# Increasing Kd in PID control loop

Why does increasing derivative gain $$K_d$$ in a PID controller loop lead to a reduction in overshoot and an increase in rise time?

This is not a homework question, it is a question to improve my understanding. I know that the output of the derivative path of the controller is $$K_d \times \frac{de}{dt}$$, but I don't understand why increasing $$K_d$$ would lead to the rise time increasing and less of an overshoot as when $$\ K_d$$ is greater, the controller output would be greater, thus leading to an increased overshoot?

It is basically the same as a damper on a car. It will counteract on any change in "velocity". Hence, it will decrease the overshot, but it will also try to resist any initial change of velocity, thus increase the rise time.

• Please don't encourage homework questions with no attempt at a solution. We'll be swamped! Feb 24 '20 at 18:54
• I didn't think this was a homework questions, but more a question out of curiosity. Feb 24 '20 at 20:38
• Fair enough. Let's see if the OP comes back to clarify. Feb 24 '20 at 21:01

The derivative path of a PID controller "predicts" the future error regarding the variable which needs to be controlled and reach a certain reference point. More specifically, the outcome of the derivative path is analogous to the rate of change of the error:

$$error = reference - measurement$$

For example, if the error is quickly decreasing then the output of the derivative would produce a negative value which will then be added to the summation of the outputs of the proportional and integral paths resulting in a reduction of the total control signal. The reduction of the control signal generally means a reduction on the rate of change of the controlled variable (for example the velocity, if position needs to be controlled).
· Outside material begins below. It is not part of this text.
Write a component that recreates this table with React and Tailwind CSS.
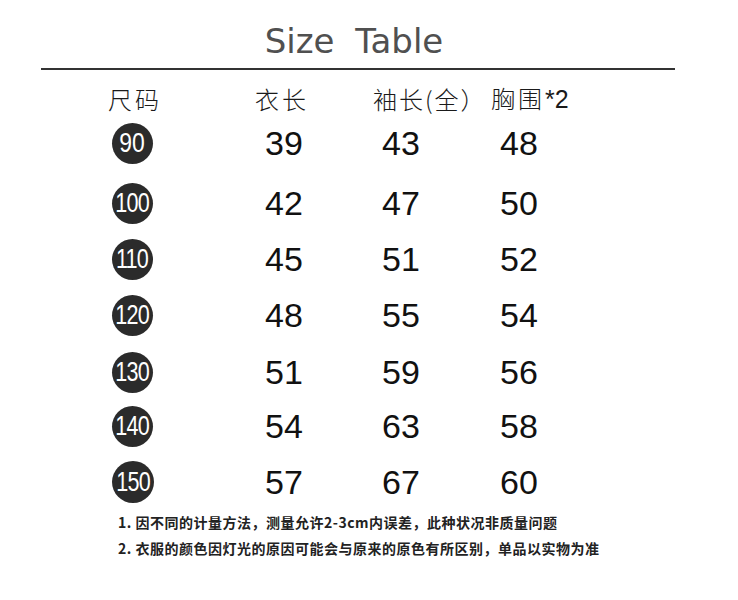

The gain $$\ K_d$$ corresponds to the weight the control engineer adjusts to this behavior regarding the derivative path. Increasing the derivative gain $$\ K_d$$ means that it is important for the system to react more aggressively to the rate of change of the error. Increasing $$\ K_d$$ means the output of the derivative path is larger which, as mentioned above, will reduce the total amount of the control signal, the value of rate of change of the controlled variable (velocity) will decrease and as a result the system will approach more slowly towards the desired reference point $$\ \rightarrow$$ $$\ t_r$$ increases (lower velocity) & $$\ \%OS$$ decreases (controller slows down the system before it reaches the reference point).

In conclusion, the derivative path of the PID controller determines how the system approaches the reference point, whether this happens fast or slowly, and correspondingly reduces or increases the total control signal following the below pattern:

• error decreases $$\ \rightarrow$$ output is negative
• error increases $$\ \rightarrow$$ output is positive

and the amplitude of the output depends on how fast the error changes.